Seagrass beds in Tampa Bay, Florida, are a staple food source for wintering Florida manatees and a restoration priority for the region. The most common seagrass restoration typically requires taking plugs from healthy shoal grass beds, causing damage to the donor bed. Since shoal grass is a smaller seagrass species with less extensive root structures, grazing manatees pull out the leaves, shoots, rhizomes, and roots from the sediment, making it more difficult for seagrass beds to quickly regenerate.
Partnering with experts at Florida Fish & Wildlife Research Institute Seagrass Lab, Coastal Program biologists in Tampa Bay are experimenting with the use of turtle in seagrass restoration. Turtle grass has extensive rhizomes and roots that often remain in the sediment after grazing.
In 2022 and 2023, over 3,000 turtle grass seedlings were collected from beach wrack and cultivated in an aquaculture nursery near Tampa Bay. Trials were conducted to determine the best techniques for planting the seedlings so they have a high survival and reproduction rate and can be easily outplanted.
Each summer, approximately 1,000 juvenile turtle grass shoots were outplanted in shallow, unvegetated areas in Wolf Branch Creek. Seedlings were planted in plots surrounded by herbivory exclusion devices during the winter months to reduce grazing pressure as the transplants established. Monitoring of the outplanted turtle grass indicate an approximate 45% survival rate.
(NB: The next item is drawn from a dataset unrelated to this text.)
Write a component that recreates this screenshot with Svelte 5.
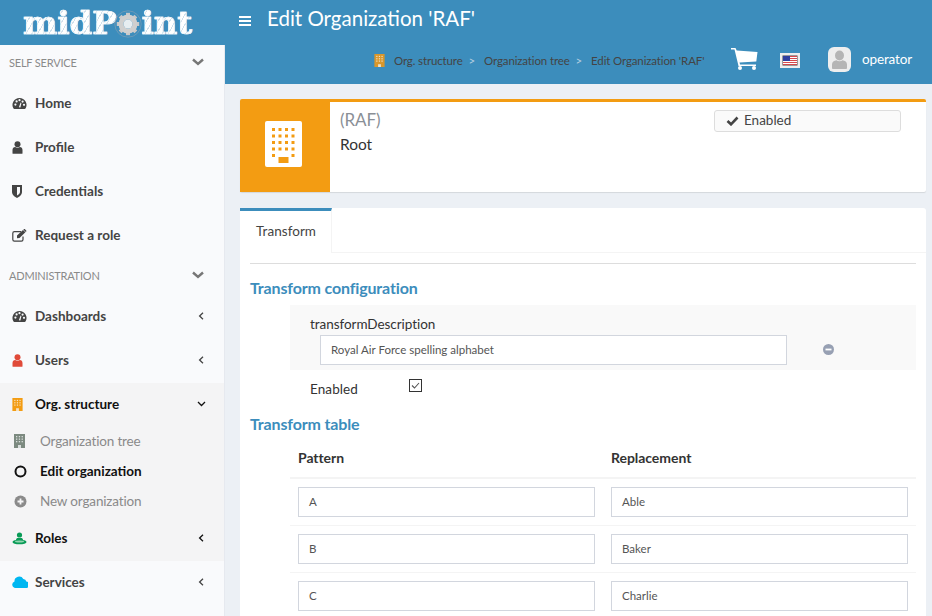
<script>
	const rows = [
		['A', 'Able'],
		['B', 'Baker'],
		['C', 'Charlie']
	];
	const teeth = [0, 45, 90, 135, 180, 225, 270, 315];
</script>

{#snippet chevronLeft()}
	<svg class="chev" width="6" height="8" viewBox="0 0 6 8"><path d="M5 .8 1.600 4 5 7.200" fill="none" stroke="currentColor" stroke-width="1.300"/></svg>
{/snippet}

{#snippet sectionChevron()}
	<svg class="section-chev" width="12" height="8" viewBox="0 0 12 8"><path d="m1 1.500 5 4.500 5-4.500" fill="none" stroke="currentColor" stroke-width="2.400"/></svg>
{/snippet}

{#snippet gauge(c)}
	<svg width="15" height="13" viewBox="0 0 15 13"><path fill={c} d="M7.500 1a7 7 0 0 0-6 10.600c.2.300.5.400.8.400h10.400c.3 0 .6-.1.8-.4A7 7 0 0 0 7.500 1z"/><g fill="#f9fafc"><circle cx="3.400" cy="7.600" r="1.100"/><circle cx="4.600" cy="4.400" r="1.100"/><circle cx="7.500" cy="3.200" r="1.100"/><circle cx="10.600" cy="4.600" r="1.100"/><circle cx="12" cy="7.800" r="1.100"/><path d="M6.900 10.200 8.600 5.600l.8.300-1 4.600z"/></g></svg>
{/snippet}

{#snippet person(c)}
	<svg width="11" height="13" viewBox="0 0 11 13"><circle cx="5.500" cy="3.200" r="3" fill={c}/><path fill={c} d="M.5 12.200V9c0-1.800 1.200-3 2.600-3 .7.500 1.500.8 2.400.8S7.200 6.500 7.900 6c1.400 0 2.600 1.200 2.600 3v3.200c0 .3-.3.6-.6.6H1.100c-.3 0-.6-.3-.6-.6z"/></svg>
{/snippet}

{#snippet building(c, w, h)}
	<svg width={w} height={h} viewBox="0 0 11 14"><rect width="11" height="14" fill={c}/><g fill="#f9fafc" opacity=".75"><rect x="2" y="2" width="1.300" height="1.300"/><rect x="4.800" y="2" width="1.300" height="1.300"/><rect x="7.600" y="2" width="1.300" height="1.300"/><rect x="2" y="4.500" width="1.300" height="1.300"/><rect x="4.800" y="4.500" width="1.300" height="1.300"/><rect x="7.600" y="4.500" width="1.300" height="1.300"/><rect x="2" y="7" width="1.300" height="1.300"/><rect x="4.800" y="7" width="1.300" height="1.300"/><rect x="7.600" y="7" width="1.300" height="1.300"/><rect x="4" y="11" width="3" height="3"/></g></svg>
{/snippet}

<div class="page">
	<header class="header">
		<div class="top">
			<div class="logo">
				<span class="logo-text">midP</span>
				<svg class="gear" width="28" height="28" viewBox="0 0 28 28">
					<circle cx="14" cy="14" r="13.200" fill="none" stroke="#7f9fb6" stroke-width=".7"/>
					{#each teeth as a}
						<rect x="12" y="2.800" width="4" height="4" fill="#c9c9c9" transform="rotate({a} 14 14)"/>
					{/each}
					<circle cx="14" cy="14" r="7" fill="none" stroke="#cfcfcf" stroke-width="5"/>
					<circle cx="14" cy="14" r="4.500" fill="#e6edf1"/>
				</svg>
				<span class="logo-text">int</span>
			</div>
			<span class="burger"><i></i><i></i><i></i></span>
			<h1>Edit Organization 'RAF'</h1>
		</div>
		<div class="sub">
			<nav class="crumbs">
				<span class="crumb-icon">{@render building('#d9972a', 11, 13)}</span>
				<span>Org. structure</span><b>&gt;</b>
				<span>Organization tree</span><b>&gt;</b>
				<span>Edit Organization 'RAF'</span>
			</nav>
			<svg class="cart" width="27" height="22" viewBox="0 0 27 22"><path fill="#fff" d="M0 0h4.500l1.200 2.500L26.500 4l-1.200 9.500L8.500 14.500l.6 2h15.900v1.500H7.500L3.500 1.500H0z"/><circle cx="9" cy="20" r="2" fill="#fff"/><circle cx="23" cy="20" r="2" fill="#fff"/></svg>
			<svg class="flag" width="20" height="15" viewBox="0 0 20 15"><rect width="20" height="15" fill="#eee"/><rect x="2.500" y="2.500" width="15" height="10" fill="#444"/><rect x="3" y="3" width="14" height="9" fill="#fff"/><path stroke="#d5484c" stroke-width="1" d="M3 3.500h14M3 5.500h14M3 7.500h14M3 9.500h14M3 11.500h14"/><rect x="3" y="3" width="7" height="5" fill="#2f3f9f"/></svg>
			<span class="avatar">
				<svg width="23" height="25" viewBox="0 0 23 25"><rect width="23" height="25" rx="6" fill="#eee"/><ellipse cx="11.500" cy="8.500" rx="4.500" ry="5" fill="#b5b5b5"/><path fill="#b5b5b5" d="M4 21v-3.500c0-2.500 2-4 4.500-4.200 1.800 1.200 4.200 1.200 6 0 2.500.2 4.500 1.700 4.500 4.200V21c0 .5-.4 1-1 1H5c-.6 0-1-.5-1-1z"/></svg>
			</span>
			<span class="user">operator</span>
		</div>
	</header>

	<div class="body">
		<aside class="sidebar">
			<div class="section"><span>SELF SERVICE</span>{@render sectionChevron()}</div>
			<a class="item"><span class="ic">{@render gauge('#444')}</span>Home</a>
			<a class="item"><span class="ic">{@render person('#444')}</span>Profile</a>
			<a class="item"><span class="ic"><svg width="10" height="13" viewBox="0 0 10 13"><path fill="#444" d="M0 0h10v7c0 3-3 5-5 6-2-1-5-3-5-6z"/><path fill="#f9fafc" d="M5 2h3v5c0 1.500-1.500 2.700-3 3.500z"/></svg></span>Credentials</a>
			<a class="item"><span class="ic"><svg width="15" height="13" viewBox="0 0 15 13"><path fill="none" stroke="#444" stroke-width="1.200" d="M9 2.600H2.400C1.400 2.600.8 3.200.8 4.200v6.400c0 1 .6 1.600 1.600 1.600h7c1 0 1.600-.6 1.600-1.600V7.500"/><path fill="#444" d="M5 6.500 11 .9l2.400 2.300L7.500 9 5 9.300zM11.800.3c.4-.4.900-.4 1.200 0l1.200 1.100c.3.300.3.800 0 1.100l-.4.400L11.400.7z"/></svg></span>Request a role</a>
			<div class="section"><span>ADMINISTRATION</span>{@render sectionChevron()}</div>
			<a class="item"><span class="ic">{@render gauge('#444')}</span>Dashboards{@render chevronLeft()}</a>
			<a class="item"><span class="ic">{@render person('#e04a39')}</span>Users{@render chevronLeft()}</a>
			<div class="group">
				<a class="item active"><span class="ic">{@render building('#f39c12', 11, 13)}</span>Org. structure
					<svg class="chev down" width="9" height="6" viewBox="0 0 9 6"><path d="m1 1 3.500 3.500L8 1" fill="none" stroke="currentColor" stroke-width="1.300"/></svg>
				</a>
				<a class="subitem"><span class="ic-sub">{@render building('#7c8a80', 11, 14)}</span>Organization tree</a>
				<a class="subitem current"><span class="ic-sub"><svg width="13" height="13" viewBox="0 0 13 13"><circle cx="6.500" cy="6.500" r="5" fill="none" stroke="#111" stroke-width="2"/></svg></span>Edit organization</a>
				<a class="subitem"><span class="ic-sub"><svg width="13" height="13" viewBox="0 0 13 13"><circle cx="6.500" cy="6.500" r="6" fill="#8a8a8a"/><path d="M6.500 3.500v6M3.500 6.500h6" stroke="#f4f4f5" stroke-width="1.800"/></svg></span>New organization</a>
				<a class="item active"><span class="ic"><svg width="15" height="13" viewBox="0 0 15 13"><circle cx="7.500" cy="3" r="2.600" fill="#0a9b57"/><path fill="#0a9b57" d="M4 10V7.800C4 6.500 5 6 6 6h3c1 0 2 .5 2 1.800V10z"/><ellipse cx="7.500" cy="10" rx="7" ry="2.300" fill="#0a9b57"/><ellipse cx="7.500" cy="9.600" rx="4.500" ry="1" fill="#8fd4ae"/></svg></span>Roles{@render chevronLeft()}</a>
			</div>
			<a class="item"><span class="ic"><svg width="16" height="12" viewBox="0 0 16 12"><path fill="#00b7f1" d="M3.500 12a3.400 3.400 0 0 1-1-6.600 4.700 4.700 0 0 1 8.800-2.500 3 3 0 0 1 3 2.500 3.300 3.300 0 0 1-1.300 6.600z"/></svg></span>Services{@render chevronLeft()}</a>
		</aside>

		<main class="main">
			<section class="summary">
				<div class="summary-icon">
					<svg width="37" height="46" viewBox="0 0 37 46">
						<rect width="37" height="46" rx="2" fill="#fff"/>
						<g fill="#f39c12">
							{#each [0, 1, 2, 3] as r}
								{#each [0, 1, 2, 3] as c}
									<rect x={7 + c * 6.500} y={7 + r * 6.500} width="3" height="3"/>
								{/each}
							{/each}
							<rect x="7" y="33" width="3" height="3"/>
							<rect x="26.500" y="33" width="3" height="3"/>
							<rect x="13.500" y="36" width="10" height="6"/>
						</g>
					</svg>
				</div>
				<div class="summary-text">
					<div class="raf">(RAF)</div>
					<div class="root">Root</div>
				</div>
				<div class="status"><svg width="13" height="10" viewBox="0 0 13 10"><path d="m1.500 5 3.500 3.300 6.500-6.800" fill="none" stroke="#444" stroke-width="2.600"/></svg><span>Enabled</span></div>
			</section>

			<section class="tabs-box">
				<div class="tabs">
					<div class="tab">Transform</div>
					<div class="tab-rest"></div>
				</div>
				<div class="content">
					<h2 class="title-config">Transform configuration</h2>
					<div class="panel">
						<div class="panel-label">transformDescription</div>
						<div class="panel-row">
							<div class="input wide"><span>Royal Air Force spelling alphabet</span></div>
							<svg class="minus" width="11" height="11" viewBox="0 0 11 11"><circle cx="5.500" cy="5.500" r="5.500" fill="#97a0b3"/><rect x="2.500" y="4.600" width="6" height="1.800" fill="#fff"/></svg>
						</div>
					</div>
					<div class="enabled">
						<span class="enabled-label">Enabled</span>
						<span class="check"><svg width="13" height="13" viewBox="0 0 13 13"><rect x=".5" y=".5" width="12" height="12" fill="#fff" stroke="#333"/><path d="m3 6.500 2.500 2.500 4.500-5" fill="none" stroke="#555" stroke-width="1.100"/></svg></span>
					</div>
					<h2>Transform table</h2>
					<div class="table">
						<div class="thead"><div>Pattern</div><div>Replacement</div></div>
						{#each rows as [pattern, replacement]}
							<div class="tr">
								<div class="input"><span>{pattern}</span></div>
								<div class="input"><span>{replacement}</span></div>
							</div>
						{/each}
					</div>
				</div>
			</section>
		</main>
	</div>
</div>

<style>
	:global(body) {
		margin: 0;
		background: #ecf0f5;
	}

	.page {
		width: 932px;
		height: 616px;
		overflow: hidden;
		font-family: Lato, "Liberation Sans", sans-serif;
		font-size: 13.5px;
		letter-spacing: -0.05px;
		color: #333;
		display: flex;
		flex-direction: column;
	}

	.header {
		background: #3c8dbc;
		height: 84px;
		flex: none;
	}

	.top {
		height: 45px;
		display: flex;
		align-items: center;
	}

	.logo {
		width: 224px;
		height: 45px;
		padding-left: 23px;
		box-sizing: border-box;
		display: flex;
		align-items: center;
		flex: none;
	}

	.logo-text {
		font-family: "DejaVu Serif", serif;
		font-weight: 700;
		font-size: 32.5px;
		line-height: 45px;
		letter-spacing: -0.1px;
		background: repeating-linear-gradient(120deg, #fff 0 4px, #cfe0eb 4px 5px);
		-webkit-background-clip: text;
		background-clip: text;
		color: transparent;
		-webkit-text-stroke: 0.7px #f4f8fb;
	}

	.gear {
		margin: 3px 0 0 -3px;
		flex: none;
	}

	.burger {
		margin-left: 15px;
		width: 12px;
		display: flex;
		flex-direction: column;
		gap: 2px;
		padding-bottom: 4px;
	}

	.burger i {
		display: block;
		height: 2px;
		background: #fff;
	}

	h1 {
		margin: 0 0 9px 16px;
		font-size: 20.5px;
		font-weight: 400;
		letter-spacing: 0;
		color: #fff;
	}

	.sub {
		height: 39px;
		display: flex;
		align-items: center;
		padding-left: 374px;
		padding-bottom: 9px;
		box-sizing: border-box;
	}

	.crumbs {
		display: flex;
		align-items: center;
		font-size: 11.5px;
		letter-spacing: -0.14px;
		color: #444;
		width: 357px;
		flex: none;
	}

	.crumbs b {
		font-weight: 400;
		color: #b5cfe0;
		margin: 0 9px 0 6px;
	}

	.crumb-icon {
		display: flex;
		margin-right: 9px;
	}

	.cart {
		flex: none;
		margin-bottom: 2px;
	}

	.flag {
		margin-left: 22px;
		flex: none;
	}

	.avatar {
		display: flex;
		margin-left: 28px;
		margin-bottom: 1px;
	}

	.user {
		margin-left: 11px;
		color: #fff;
		margin-bottom: 3px;
		letter-spacing: -0.15px;
	}

	.body {
		flex: 1;
		display: flex;
		min-height: 0;
	}

	.sidebar {
		width: 224px;
		flex: none;
		background: #f9fafc;
		margin-top: -39px;
		height: 571px;
		border-right: 1px solid #e6e9ef;
	}

	.section {
		height: 37px;
		padding: 0 20px 3px 9px;
		box-sizing: border-box;
		display: flex;
		align-items: center;
		justify-content: space-between;
		font-size: 11px;
		letter-spacing: -0.2px;
		color: #8a8a8a;
	}

	.section-chev {
		color: #777;
	}

	.item {
		height: 44px;
		box-sizing: border-box;
		padding: 0 0 2px 12px;
		display: flex;
		align-items: center;
		font-weight: 700;
		letter-spacing: 0;
		color: #444;
	}

	.item.active {
		color: #111;
	}

	.ic {
		width: 23px;
		display: flex;
		flex: none;
	}

	.chev {
		margin-left: auto;
		margin-right: 20px;
	}

	.chev.down {
		margin-right: 18px;
	}

	.group {
		background: #f4f4f5;
	}

	.subitem {
		height: 30px;
		box-sizing: border-box;
		padding: 0 0 2px 14px;
		display: flex;
		align-items: center;
		letter-spacing: -0.15px;
		color: #8a8a8a;
	}

	.subitem.current {
		color: #111;
		font-weight: 700;
		letter-spacing: 0;
	}

	.ic-sub {
		width: 26px;
		display: flex;
		flex: none;
	}

	.main {
		flex: 1;
		padding: 15px 6px 0 15px;
		min-width: 0;
	}

	.summary {
		height: 93px;
		box-sizing: border-box;
		background: #fff;
		border-top: 3px solid #f39c12;
		box-shadow: 0 1px 1px rgba(0, 0, 0, 0.1);
		display: flex;
		border-radius: 2px;
	}

	.summary-icon {
		width: 90px;
		background: #f39c12;
		display: flex;
		align-items: center;
		justify-content: center;
		padding: 0 3px 6px 0;
		box-sizing: border-box;
	}

	.summary-text {
		padding: 6px 0 0 10px;
		flex: 1;
	}

	.raf {
		font-size: 17px;
		line-height: 24px;
		color: #8a8f96;
	}

	.root {
		font-size: 15.5px;
		line-height: 24px;
		color: #333;
	}

	.status {
		width: 187px;
		height: 22px;
		box-sizing: border-box;
		margin: 8px 25px 0 0;
		background: #fafafa;
		border: 1px solid #ddd;
		border-radius: 3px;
		display: flex;
		align-items: center;
		gap: 5px;
		padding: 0 0 0 11px;
		letter-spacing: 0;
		color: #444;
	}

	.status span {
		margin-top: -3px;
	}

	.tabs-box {
		margin-top: 16px;
		background: #fff;
		height: 420px;
		border-radius: 3px 3px 0 0;
	}

	.tabs {
		display: flex;
		height: 45px;
	}

	.tab {
		width: 92px;
		box-sizing: border-box;
		border-top: 3px solid #3c8dbc;
		border-right: 1px solid #f4f4f4;
		padding: 12px 0 0 16px;
		letter-spacing: 0.05px;
		color: #444;
	}

	.tab-rest {
		flex: 1;
		border-bottom: 1px solid #f4f4f4;
	}

	.content {
		margin: 10px 10px 0;
		border-top: 1px solid #ddd;
	}

	h2 {
		margin: 0;
		font-size: 16px;
		font-weight: 700;
		letter-spacing: -0.15px;
		color: #3c8dbc;
		line-height: 20px;
	}

	.title-config {
		padding-top: 14px;
		padding-bottom: 7px;
	}

	.panel {
		margin: 0 0 0 40px;
		height: 65px;
		box-sizing: border-box;
		background: #f9f9f9;
		padding: 10px 0 0 20px;
	}

	.panel-label {
		line-height: 18px;
		color: #333;
	}

	.panel-row {
		display: flex;
		align-items: center;
		margin: 2px 0 0 10px;
	}

	.input {
		height: 30px;
		box-sizing: border-box;
		border: 1px solid #d2d6de;
		background: #fff;
		padding: 0 0 0 10px;
		display: flex;
		align-items: center;
		font-size: 11.5px;
		letter-spacing: 0;
		color: #555;
	}

	.input span {
		margin-top: -2px;
	}

	.wide {
		width: 467px;
		flex: none;
	}

	.minus {
		margin: -2px 0 0 36px;
	}

	.enabled {
		display: flex;
		align-items: flex-start;
		margin: 9px 0 0 60px;
		height: 35px;
		line-height: 20px;
		color: #333;
	}

	.enabled-label {
		width: 99px;
		letter-spacing: 0.1px;
	}

	.check {
		display: flex;
	}

	.table {
		margin: 14px 0 0 40px;
	}

	.thead {
		display: grid;
		grid-template-columns: 297px 297px;
		column-gap: 16px;
		padding: 0 8px;
		height: 31px;
		box-sizing: border-box;
		align-items: start;
		font-size: 14px;
		letter-spacing: -0.05px;
		font-weight: 700;
		color: #333;
		border-bottom: 2px solid #f4f4f4;
		line-height: 20px;
	}

	.tr {
		display: grid;
		grid-template-columns: 297px 297px;
		column-gap: 16px;
		padding: 8px;
		border-bottom: 1px solid #f4f4f4;
	}
</style>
The use of turtle grass seedlings in combination with shoal grass to restore seagrass beds could accelerate the transition to a climax seagrass community and provide more abundant and robust foraging for manatees. These techniques can also serve as a blueprint for seagrass recovery in other parts of Florida and eliminate donor bed impacts associated with current transplant projects.